Limited Test Finds Dispersant Not Adding Toxicity To Oil, But Questions Remain

The combination of oil and dispersants is no more toxic to sea life than oil alone, the Environmental Protection Agency announced Monday after conducting a new, but very limited, round of tests.

The EPA was responding in part to concerns raised by some scientists that adding dispersant to oil has actually made the resulting mix more toxic than oil alone. BP applied almost 2 million gallons of dispersant to the oil its blown-out well spewed into the Gulf of Mexico.

But EPA's test, conducted on just two kinds of sea animals -- one species of shrimp, and one species of small fish -- only tested to see how much of a substance was necessary to kill them.

That means the experiment doesn't resolve concerns about long term effects -- or even medium-term effects. What happens when the shrimp or fish eat enough dispersed oil to make them sick, but not die? Or what about prolonged exposure? And what about the sea turtles?

Indeed, an agency spokesman e-mailed me: "This study focused on short-term, acute toxicological effects of oil and dispersant-oil mixtures. This study did not examine the mechanisms of toxicity. Oil ingestion was difficult to observe in the larval forms of both species used in this series of acute tests and signs of ingestion were not overtly apparent."

Similarly, the test doesn't resolve concerns that breaking up the oil into tiny droplets makes it more likely to enter the food chain -- a scenario that appears more likely now that scientists at Tulane University have found signs of an oil-and-dispersant mix under the shells of tiny blue crab larvae all over the Gulf of Mexico.

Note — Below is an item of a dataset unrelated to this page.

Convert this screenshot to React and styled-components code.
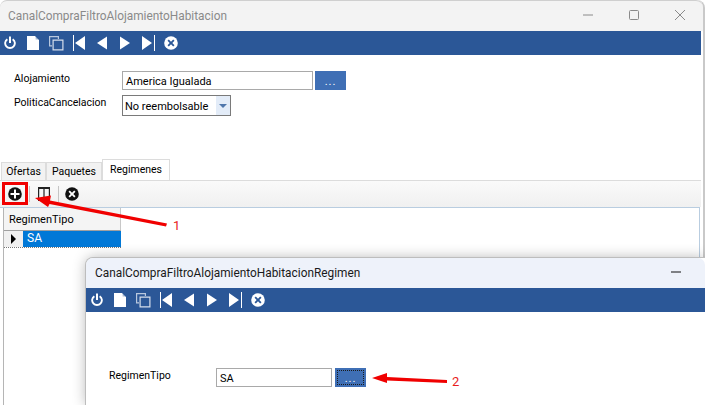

A lot of larger sea animals eat crab larvae.

Here's what the EPA spokesman had to say about that: "The purpose of dispersant application is to disperse the oil into smaller droplets which facilitates biodegradation, remove floating oil from the surface, and thus reducing the volume of oil reaching important shoreline habitats like wetlands, marshes, beaches and estuaries. EPA has no evidence that dispersants are entering the food chain. The FDA, USDA and NOAA are continuing to investigate these issues."

The test called for oil and dispersant to be mixed energetically, but it didn't necessarily recreate the mixing that took place in this spill, where the dispersant was being pumped directly into into a geyser of intensely hot crude oil and gas shooting into frigid water under 7000 pound per square inch of pressure.

Susan Shaw, the director of the Marine Environmental Research Institute and the leader of a group of scientists concerned about the oil-dispersant mix, called Monday's announcement by the EPA "a defensive move to make them look in control." It was the Coast Guard, not the EPA, that called the shots when it came to dispersant application.

She said testing two species is not enough. "There are at least 15.000 marine species in the Gulf that could be impacted by the dispersed oil."

And she noted that the EPA completely failed to address the concern that dispersants can increase the uptake of oil by organisms, because the same properties that allow them to disperse oil also make it easier for them to move through cell walls and other protective barriers.

The EPA test involved mixtures of Lousiana Sweet Crude oil and eight dispersants, including Corexit 9500A. BP applied 1.8 million gallons of Corexit as part of its spill response. The test did find that one dispersant, Nokomis 3-AA, when mixed with oil was more toxic than oil itself. That dispersant was not used on the Gulf spill.

"EPA recognizes that dispersant usage is an environmental tradeoff not to be taken lightly," said Paul Anastas, EPA's assistant administrator for research and development. But, he said: "The good thing about the current scenario is we are seeing the oil in a place where it can be biodegraded by the natural biodegrading process that takes place."